Erdogan’s response to these problems has been to become increasingly authoritarian, wreak havoc with the judiciary which might have investigated corruption and turn as much of the media as possible into slavish eulogisers of the government. The presidential election results show that he’s getting away with it so far.

The reason he can do so is that for 12 years he has faced Islamophobic opposition, both from military plotters, from the so-called social democrats and much of the left which have hankered for the military to step in. This has only strengthened his support and led the opposition into a blind alley.

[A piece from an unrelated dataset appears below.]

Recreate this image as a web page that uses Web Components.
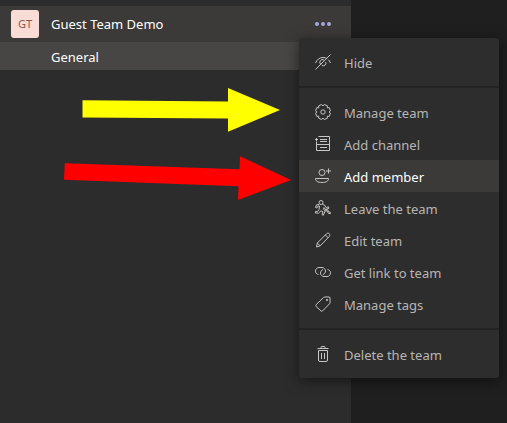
<!DOCTYPE html>
<html lang="en">
<head>
<meta charset="utf-8">
<title>Teams</title>
<style>
  body {
    margin: 0;
    background: #1f1f1f;
    color: #fff;
    font: 13px/20px "Noto Sans", "Open Sans", sans-serif;
  }
</style>
</head>
<body>
<teams-app>
  <team-row initials="GT" name="Guest Team Demo">
    <team-menu slot="menu">
      <menu-item label="Hide">
        <svg viewBox="0 0 16 16"><path d="M.5 9C2 5.500 4.500 3.500 8 3.500c1.500 0 2.700.3 3.800 1M13 5.500c1.100.9 2 2 2.500 3.500M.5 15.500l15-15M6 10.500A2.700 2.700 0 0 1 9 6M10.700 8a2.700 2.700 0 0 1-3.700 3.500"/></svg>
      </menu-item>
      <menu-divider></menu-divider>
      <menu-item label="Manage team">
        <svg viewBox="0 0 16 16"><path stroke-linejoin="round" d="M8 2 9.300.5 12.400 1.800 12.200 3.800 14.200 3.600 15.500 6.700 14 8 15.500 9.300 14.200 12.400 12.200 12.200 12.400 14.200 9.300 15.500 8 14 6.700 15.500 3.600 14.200 3.800 12.200 1.800 12.400.5 9.300 2 8 .5 6.700 1.800 3.600 3.800 3.800 3.600 1.800 6.700.5z"/><circle cx="8" cy="8" r="2.200"/></svg>
      </menu-item>
      <menu-item label="Add channel">
        <svg viewBox="0 0 16 16"><path d="M3.500.5h11v14h-13V5.500M1.500 8.500h13M5 3.500h7M5 5.500h7M5 11.500h7M0 3.500h3M1.500 2v3"/></svg>
      </menu-item>
      <menu-item label="Add member">
        <svg viewBox="0 0 16 16"><circle cx="7" cy="4.500" r="3"/><path d="M.5 10.500h13c0 2.500-2 4-6.500 4s-6.500-1.500-6.500-4zM11 3h5M13.500.5v5"/></svg>
      </menu-item>
      <menu-item label="Leave the team">
        <svg viewBox="0 0 16 16"><circle cx="6" cy="2.500" r="2"/><path d="M4 4.500 1.500 4.800.5 7.500l1.300.5 1-1.800 1.700-.2L4 9.500 2.500 11.500H.5V13l3 .2L6 10.800l2 1-1 2.700 1.300.8 1.900-4.300L8.500 9 9 7.500l1.500 2L14 8.200l-.5-1.400-2.300.8L9.500 5 7.500 4.500M10.200 10.800l1.800 0 1.500 2.700h2l-.3-1.300-1.200-.2-1.500-2.300H10"/></svg>
      </menu-item>
      <menu-item label="Edit team">
        <svg viewBox="0 0 16 16"><path d="M1.500 15l.8-4L11.500 1.800c1.800-2 4.500.8 2.700 2.700L5.200 13.800zM2.300 11l2.900 2.800M10.300 3l2.800 2.800"/></svg>
      </menu-item>
      <menu-item label="Get link to team">
        <svg viewBox="0 0 16 16"><path d="M3.500 10.500C1.500 10 .5 8.800.5 7.200.5 5 2 3.500 4 3.500h3c2 0 3.500 1.500 3.500 3.500 0 1.500-1 3-2.500 3.500M12.500 5.500c2 .5 3 1.700 3 3.300 0 2.200-1.500 3.700-3.500 3.700H9C7 12.500 5.500 11 5.500 9c0-1.500 1-3 2.500-3.500"/></svg>
      </menu-item>
      <menu-item label="Manage tags">
        <svg viewBox="0 0 16 16"><path d="M8.500 1.500q.5-.5 1.200-.5H14q1 0 1 1v4.500q0 .7-.5 1.300L7.500 15q-.8.700-1.500 0L1 10.300q-.7-.8 0-1.500z"/><path d="M11.500 3.500h1v1h-1z"/></svg>
      </menu-item>
      <menu-divider></menu-divider>
      <menu-item label="Delete the team">
        <svg viewBox="0 0 16 16"><path d="M2.500 2.500h11M6 2.500V1.200q0-.7.7-.7h2.600q.7 0 .7.700v1.300M3.500 4.500h9V14q0 1.500-1.500 1.500H5q-1.500 0-1.500-1.500zM6.500 7v6M9.500 7v6"/></svg>
      </menu-item>
    </team-menu>
  </team-row>
  <channel-row>General</channel-row>
  <callout-arrows></callout-arrows>
</teams-app>

<script>
class TeamsApp extends HTMLElement {
  constructor() {
    super();
    this.attachShadow({ mode: 'open' });
  }
  connectedCallback() {
    this.shadowRoot.innerHTML = `
      <style>
        :host {
          display: grid;
          grid-template-columns: 9fr 4fr;
          min-height: 100vh;
        }
        nav {
          position: relative;
          box-sizing: border-box;
          padding-top: 6px;
          background: #2d2c2c;
        }
      </style>
      <nav aria-label="Teams"><slot></slot></nav>
      <main></main>
    `;
  }
}

class TeamRow extends HTMLElement {
  constructor() {
    super();
    this.attachShadow({ mode: 'open' });
  }
  connectedCallback() {
    this.shadowRoot.innerHTML = `
      <style>
        :host {
          display: flex;
          align-items: center;
          gap: 12px;
          height: 36px;
          padding: 0 4px 0 11px;
          background: #3b3a38;
        }
        .avatar {
          width: 28px;
          height: 28px;
          border-radius: 3px;
          background: #fadcd7;
          color: #8f544c;
          font-size: 11px;
          line-height: 28px;
          text-align: center;
        }
        .name {
          flex: 1;
          white-space: nowrap;
        }
        .more {
          position: relative;
        }
        button {
          display: flex;
          align-items: center;
          justify-content: center;
          width: 48px;
          height: 28px;
          padding: 0;
          border: 0;
          background: none;
          color: #a6a7dc;
        }
        svg {
          width: 16px;
          height: 4px;
          fill: currentColor;
        }
        ::slotted(team-menu) {
          position: absolute;
          z-index: 1;
          top: 100%;
          left: 0;
        }
      </style>
      <span class="avatar">${this.getAttribute('initials')}</span>
      <span class="name">${this.getAttribute('name')}</span>
      <div class="more">
        <button type="button" aria-label="More options" aria-haspopup="menu">
          <svg viewBox="0 0 16 4"><circle cx="2" cy="2" r="2"/><circle cx="8" cy="2" r="2"/><circle cx="14" cy="2" r="2"/></svg>
        </button>
        <slot name="menu"></slot>
      </div>
    `;
  }
}

class ChannelRow extends HTMLElement {
  constructor() {
    super();
    this.attachShadow({ mode: 'open' });
  }
  connectedCallback() {
    this.shadowRoot.innerHTML = `
      <style>
        :host {
          display: block;
          background: #484644;
        }
        a {
          display: block;
          padding: 5px 8px 3px 51px;
          color: inherit;
          text-decoration: none;
        }
      </style>
      <a href="#general"><slot></slot></a>
    `;
  }
}

class TeamMenu extends HTMLElement {
  constructor() {
    super();
    this.attachShadow({ mode: 'open' });
  }
  connectedCallback() {
    this.setAttribute('role', 'menu');
    this.shadowRoot.innerHTML = `
      <style>
        :host {
          display: block;
          min-width: 200px;
          padding: 8px 0;
          border-radius: 3px;
          background: #2d2d2d;
          box-shadow: 0 3px 14px rgba(0, 0, 0, 0.5);
        }
      </style>
      <slot></slot>
    `;
    // open with "Add member" highlighted
    this.querySelector('[label="Add member"]').setAttribute('active', '');
  }
}

class MenuItem extends HTMLElement {
  constructor() {
    super();
    this.attachShadow({ mode: 'open' });
  }
  connectedCallback() {
    this.shadowRoot.innerHTML = `
      <style>
        :host {
          display: block;
          color: #c8c6c4;
        }
        :host([active]) {
          background: #3b3a38;
        }
        :host([active]) .label {
          color: #fff;
        }
        button {
          display: flex;
          align-items: center;
          gap: 13px;
          width: 100%;
          height: 32px;
          padding: 0 16px;
          border: 0;
          background: none;
          color: inherit;
          font: inherit;
          text-align: left;
          white-space: nowrap;
        }
        .label {
          padding-top: 2px;
          color: #b8b6b4;
        }
        ::slotted(svg) {
          display: block;
          width: 16px;
          height: 16px;
          fill: none;
          stroke: currentColor;
        }
      </style>
      <button type="button" role="menuitem">
        <slot></slot>
        <span class="label">${this.getAttribute('label')}</span>
      </button>
    `;
  }
}

class MenuDivider extends HTMLElement {
  constructor() {
    super();
    this.attachShadow({ mode: 'open' });
  }
  connectedCallback() {
    this.setAttribute('role', 'separator');
    this.shadowRoot.innerHTML = `
      <style>
        :host {
          display: block;
          height: 2px;
          margin: 8px 0;
          background: #222;
        }
      </style>
    `;
  }
}

// big arrows drawn over the page, pointing at two of the menu items
class CalloutArrows extends HTMLElement {
  constructor() {
    super();
    this.attachShadow({ mode: 'open' });
  }
  connectedCallback() {
    this.shadowRoot.innerHTML = `
      <style>
        :host {
          position: absolute;
          z-index: 2;
          top: 80px;
          right: 51px;
          width: 240px;
          height: 130px;
          pointer-events: none;
        }
        svg {
          display: block;
        }
      </style>
      <svg width="240" height="130" viewBox="0 0 240 130" aria-hidden="true">
        <path fill="#ff0" d="M22.500 20.200 168 21.500V8l52 22-52 21.700V38.500L22.500 37.500z"/>
        <path fill="#f00" d="M4.800 83.200 179.500 89.300 180 76.200 231 100 178 120 178.500 106.300 4 99.800z"/>
      </svg>
    `;
  }
}

customElements.define('teams-app', TeamsApp);
customElements.define('team-row', TeamRow);
customElements.define('channel-row', ChannelRow);
customElements.define('team-menu', TeamMenu);
customElements.define('menu-item', MenuItem);
customElements.define('menu-divider', MenuDivider);
customElements.define('callout-arrows', CalloutArrows);
</script>
</body>
</html>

In the past two months the CHP has gone into a series of convulsions; the Communist Party has split down the middle; the general secretary of the old Maoist party has resigned; and there are signs of seething discontent at the base of many of the other Stalinist/nationalist parties of the left. Until an opposition emerges which is not Islamophobic, nationalist and pro-military, the rise of Erdogan seems likely to continue.